Abstract

X-ray crystallography has been central in determining structure-function relationships for biomacromolecules, such as nucleic acids and proteins, leading to a greater understanding of biochemical processes. The major barriers to nucleic acid structure determination by X-ray crystallography are the processes of crystallization and phasing. One strategy to overcome the latter challenge involves replacement of oxygen with selenium in a nucleotide. In the past two decades, selenium has been incorporated into oligonucleotides at many different sites, each with their specific advantages and limitations. Preparation of selenium modified nucleic acids often requires the multi-step synthesis of specialized phosphoramidites incorporated into oligonucleotides by solid-phase synthesis. It would be desirable to simplify the synthetic process to prepare these selenium containing oligonucleotides, which may result in their greater accessibility for crystallographers engaged in the determination of high resolution structural studies of nucleic acid structures.
In one approach, a simplified, greener and more versatile methodology to incorporate selenium into a solid support-bound oligonucleotide at the O-4 position of thymidine was explored.
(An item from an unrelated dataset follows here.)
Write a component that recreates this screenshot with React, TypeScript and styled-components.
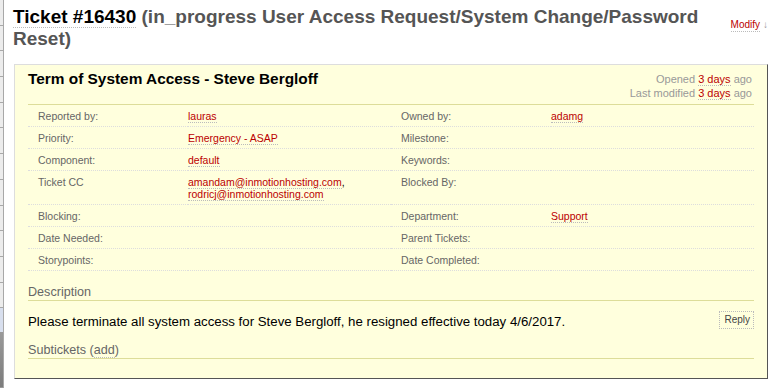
import React from 'react';
import styled, { createGlobalStyle } from 'styled-components';

const GlobalStyle = createGlobalStyle`
  html, body {
    margin: 0;
    padding: 0;
    background: #fff;
    font-family: "Liberation Sans", Arial, sans-serif;
    font-size: 13px;
    color: #000;
  }
`;

const Page = styled.div`
  display: flex;
  width: 783px;
  height: 388px;
  overflow: hidden;
`;

const Rail = styled.div`
  width: 3px;
  flex: none;
  display: flex;
  flex-direction: column;
  background: #ececec;
  border-right: 1px solid #a8a8a8;
`;

const RailItem = styled.div<{ $tone?: 'blue' | 'dark' }>`
  height: ${p => (p.$tone === 'dark' ? 'auto' : p.$tone === 'blue' ? '24px' : '25.7px')};
  flex: ${p => (p.$tone === 'dark' ? '1' : 'none')};
  border-bottom: 1px solid ${p => (p.$tone ? 'transparent' : '#a8a8a8')};
  background: ${p =>
    p.$tone === 'blue' ? '#d8dfee' : p.$tone === 'dark' ? 'linear-gradient(#9a9a9a, #7c7c7c)' : 'transparent'};
  box-sizing: border-box;
`;

const Main = styled.div`
  flex: 1;
  min-width: 0;
  padding: 6px 15px 0 9px;
`;

const Header = styled.div`
  display: flex;
  align-items: flex-start;
  justify-content: space-between;
`;

const Title = styled.h1`
  flex: 1;
  min-width: 0;
  margin: 0;
  font-size: 19px;
  line-height: 22px;
  font-weight: bold;
  color: #555;
`;

const TicketNo = styled.a`
  color: #000;
  text-decoration: none;
  border-bottom: 1px dotted #bbb;
`;

const Modify = styled.div`
  flex: none;
  margin: 13px 0 0 12px;
  font-size: 10px;
  line-height: 12px;
  white-space: nowrap;
  display: flex;
  align-items: baseline;
  gap: 3px;
`;

const Arrow = styled.span`
  font-size: 10px;
  color: #999;
`;

const Box = styled.div`
  margin-top: 14px;
  margin-left: 1px;
  background: #ffd;
  border: 1px solid;
  border-color: #ddd #555 #555 #ddd;
  padding: 2px 13px 19px 13px;
`;

const BoxHead = styled.div`
  display: flex;
  justify-content: space-between;
  align-items: flex-start;
`;

const Summary = styled.h2`
  margin: 0;
  padding-top: 2px;
  font-size: 15.4px;
  line-height: 19px;
  font-weight: bold;
  color: #000;
`;

const Dates = styled.div`
  text-align: right;
  font-size: 11px;
  line-height: 14px;
  color: #999;
  padding: 5px 2px 0 0;
`;

const Link = styled.a`
  color: #b00;
  text-decoration: none;
  border-bottom: 1px dotted #bbb;
`;

const Props = styled.div`
  margin-top: 4px;
  border-top: 1px solid #dd9;
  display: grid;
  grid-template-columns: 160px 203px 160px 1fr;
  font-size: 10.5px;
`;

const Cell = styled.div<{ $label?: boolean; $tall?: boolean }>`
  height: ${p => (p.$tall ? '34px' : '22px')};
  padding: 5px 0 0 ${p => (p.$label ? '10px' : '0')};
  box-sizing: border-box;
  line-height: 12px;
  border-bottom: 1px dotted #ddd;
  color: ${p => (p.$label ? '#666' : '#000')};
`;

const Section = styled.h3`
  margin: 14px 0 0;
  font-size: 12.6px;
  font-weight: normal;
  line-height: 15px;
  color: #666;
  border-bottom: 1px solid #dd9;
`;

const Plain = styled.span`
  color: #666;
  border-bottom: 1px dotted #bbb;
`;

const Desc = styled.div`
  display: flex;
  justify-content: space-between;
  align-items: flex-start;
  padding-top: 10px;
  line-height: 15px;
`;

const DescText = styled.p`
  margin: 3px 0 0;
  font-size: 13.25px;
`;

const Reply = styled.button`
  font-family: "Liberation Sans", Arial, sans-serif;
  font-size: 10px;
  line-height: 12px;
  color: #444;
  background: transparent;
  border: 1px dotted #bbb;
  padding: 2px 3px 2px 4px;
  margin-top: 0;
`;

const rows: [string, React.ReactNode, string, React.ReactNode][] = [
  ['Reported by:', <Link>lauras</Link>, 'Owned by:', <Link>adamg</Link>],
  ['Priority:', <Link>Emergency - ASAP</Link>, 'Milestone:', null],
  ['Component:', <Link>default</Link>, 'Keywords:', null],
  [
    'Ticket CC',
    <>
      <Link>amandam@inmotionhosting.com</Link>,<br />
      <Link>rodricj@inmotionhosting.com</Link>
    </>,
    'Blocked By:',
    null,
  ],
  ['Blocking:', null, 'Department:', <Link>Support</Link>],
  ['Date Needed:', null, 'Parent Tickets:', null],
  ['Storypoints:', null, 'Date Completed:', null],
];

export default function App() {
  return (
    <Page>
      <GlobalStyle />
      <Rail>
        {Array.from({ length: 12 }).map((_, i) => (
          <RailItem key={i} />
        ))}
        <RailItem $tone="blue" />
        <RailItem $tone="dark" />
      </Rail>
      <Main>
        <Header>
          <Title>
            <TicketNo>Ticket #16430</TicketNo> (in_progress User Access Request/System Change/Password Reset)
          </Title>
          <Modify>
            <Link>Modify</Link>
            <Arrow>↓</Arrow>
          </Modify>
        </Header>
        <Box>
          <BoxHead>
            <Summary>Term of System Access - Steve Bergloff</Summary>
            <Dates>
              Opened <Link>3 days</Link> ago
              <br />
              Last modified <Link>3 days</Link> ago
            </Dates>
          </BoxHead>
          <Props>
            {rows.map(([l1, v1, l2, v2]) => {
              const tall = l1 === 'Ticket CC';
              return (
                <React.Fragment key={l1}>
                  <Cell $label $tall={tall}>{l1}</Cell>
                  <Cell $tall={tall}>{v1}</Cell>
                  <Cell $label $tall={tall}>{l2}</Cell>
                  <Cell $tall={tall}>{v2}</Cell>
                </React.Fragment>
              );
            })}
          </Props>
          <Section>Description</Section>
          <Desc>
            <DescText>
              Please terminate all system access for Steve Bergloff, he resigned effective today 4/6/2017.
            </DescText>
            <Reply>Reply</Reply>
          </Desc>
          <Section>
            Subtickets (<Plain>add</Plain>)
          </Section>
        </Box>
      </Main>
    </Page>
  );
}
A range of reaction and deprotection conditions were evaluated, with promise of this approach demonstrated when selenium incorporation was attempted at a 5’-end residue of an oligonucleotide, followed by deprotection using a sterically hindered base. Another approach investigated the preparation of an oligonucleotide with 2’-deoxy-6-selenoinosine, a derivative of interest which was inspired by the base pairing properties of 2’-deoxyinsoine towards other nucleobases. In the isolation and purification of this oligonucleotide, it was observed that the major product obtained was a non-complementary homodimer oligonucleotide connected by an interstrand diselenide bridge. Conditions to remove this cross-link were evaluated and expand the potential of selenium modified nucleic acids beyond X-ray crystallography for applications as a responsive nanomaterial.